What does this mean? Paradise is not at all a normal state that we could imagine. We do not have normal consciousness there, seeing and hearing and feeling and thinking. It has something in common with sleep, but is nonetheless different. This can be proved throughout the Scriptures 9.

Paradise is a peculiar state. It is, on one hand, somewhat abysmal and empty, due to our existence without the bodily half of our nature 10. We’re meant to be in bodies, not without them. Yet it is also blissful and in fact better than our current state of tension with sin and weakness 11. Once we’ve died, the last of the old man will be completely gone, which means we will be with Christ in a better way than now 12. At present we are incomplete and have sin, but then we will be incomplete and without sin.

Heaven #3: Resurrection and New Earth

The final and ultimate reality often called “heaven” (but not by the Bible) is the new creation coming at the last day. This is mostly testified by Isaiah and Revelation, though of course the hope permeates the Scriptures. In the end, when Christ returns to judge the world, everyone will be raised from the dead. Those who are in Christ and have His Spirit will be resurrected to eternal life 13, while the rest will be raised for condemnation 14.

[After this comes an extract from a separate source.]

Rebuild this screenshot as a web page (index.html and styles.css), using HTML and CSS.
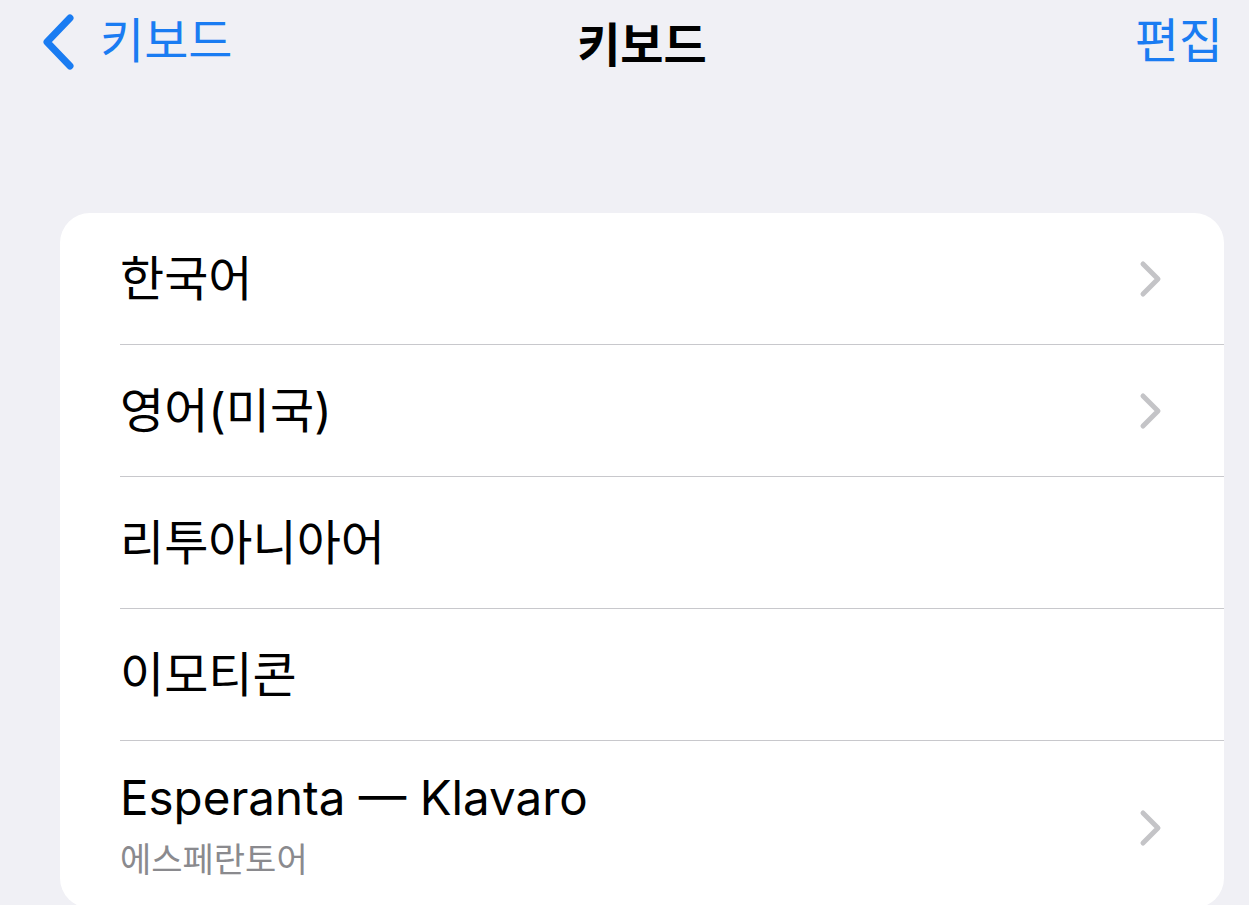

This resurrection will be the second stage of new birth. What God did for our spirit when we first believed He will do for our bodies: a new creation, not starting from scratch but incomprehensibly transforming the old 15. Jesus’ resurrection body is the prototype of our future bodies, and His was not a brand new creation. It “used up” the matter of His original body, leaving an empty tomb 16. It still bore the scars of His saving death 17. God didn’t scrap the original body and make a brand new one; He renewed, restored, and glorified the first physical body. 18

Of course, even though these bodies will remain truly physical and tangible, they will be different than our current bodies. Apparently they can bypass certain normal spacetime restrictions 19. No longer mortal or subject to decay, they will be immortal and incorruptible 20. In some way, even though our bodies will be still physical human bodies, they will be radically changed and new as well 21. C. S. Lewis captured the picture well when he suggested we should “remember that the dullest most uninteresting person you can talk to may one day be a creature which, if you saw it now, you would be strongly tempted to worship.”

As to the new earth, the same pattern of death and resurrection follows. Isaiah and John both wrote about the “new heavens and earth” 22. This world will die in fire 23, but the same Spirit who raised Christ from the dead will similarly raise the entire creation 24. Again, we’re not dealing with God scrapping the old creation and making a new one from scratch. It is recreation, restoration, renewal. It is resurrection, just like Jesus, who is the firstfruits of the new creation 25.

This place, our final destination, will be a completely physical world, somehow connected to the current one, for it will be where we live in our resurrected physical bodies. Its crowning capitol will be the New Jerusalem, described beautifully by John in Revelation 21-22. There God’s heaven (the #1 listing) and our earth will become one 26, since we see that there “God’s home is now among his people! He will live with them, and they will be his people. God himself will be with them” 27. The new creation, not the Paradise where we go when we die, will be home to the “streets of gold” 28 and other beauties, though more than likely these are not literal details but a fanciful and symbolically loaded description meant to give off a particular picture of glory and wonder. It will be our home for all eternity.

Everything beyond this point becomes somewhat speculative. I do think that, since this will be a resurrection world and not some start-from-scratch creation or spiritual plane, there will be lots of stuff remaining from our present age. Art, architecture, music, and such made by Spirit-led believers to glorify God may well surviving the purification by fire. Church buildings hallowed to God’s glory where He has touched many lives may stick around. Natural wonders are sure to remain and be even more glorious than before. The world will dazzle with God’s brilliance, “for as the waters fill the sea, so the earth will be filled with an awareness of the glory of the Lord” 29.

So What?

Having said all of this, why does it matter? What difference does the Biblical picture of heaven make compared to the popular ideas? Much in every way. On the one hand, it is always worthwhile to speak Biblically instead of following unbiblical traditions (the same reason we Protestants pointedly reject certain Catholic doctrines about Mary, even though they’re unimportant). But there is more to it than that.

Framing the issues this way keeps our focus clear. God’s heaven is what we want to emulate and bring to earth, anticipating the way that they will become one in the new creation. Understanding Paradise reminds us how much God cares for our bodily existence, so that we will not neglect or undervalue them. If the physical world will be renewed for our eternal home, there is reason to get out and do real things, knowing that our labors can be preserved. Resurrection brings hope and a certainty towards the defeat of death. Honestly, I could go on, but it would be easier to simply point you to the book Surprised by Hope by N. T. Wright, who covers all of this and the practical applications in much detail.

I’ll close with this:

Then I saw a new heaven and a new earth, for the old heaven and the old earth had disappeared. And the sea was also gone.

And I saw the holy city, the new Jerusalem, coming down from God out of heaven like a bride beautifully dressed for her husband.

I heard a loud shout from the throne, saying, “Look, God’s home is now among his people! He will live with them, and they will be his people. God himself will be with them. He will wipe every tear from their eyes, and there will be no more death or sorrow or crying or pain. All these things are gone forever.” And the one sitting on the throne said, “Look, I am making everything new!” And then he said to me, “Write this down, for what I tell you is trustworthy and true.” And he also said, “It is finished! I am the Alpha and the Omega—the Beginning and the End. To all who are thirsty I will give freely from the springs of the water of life.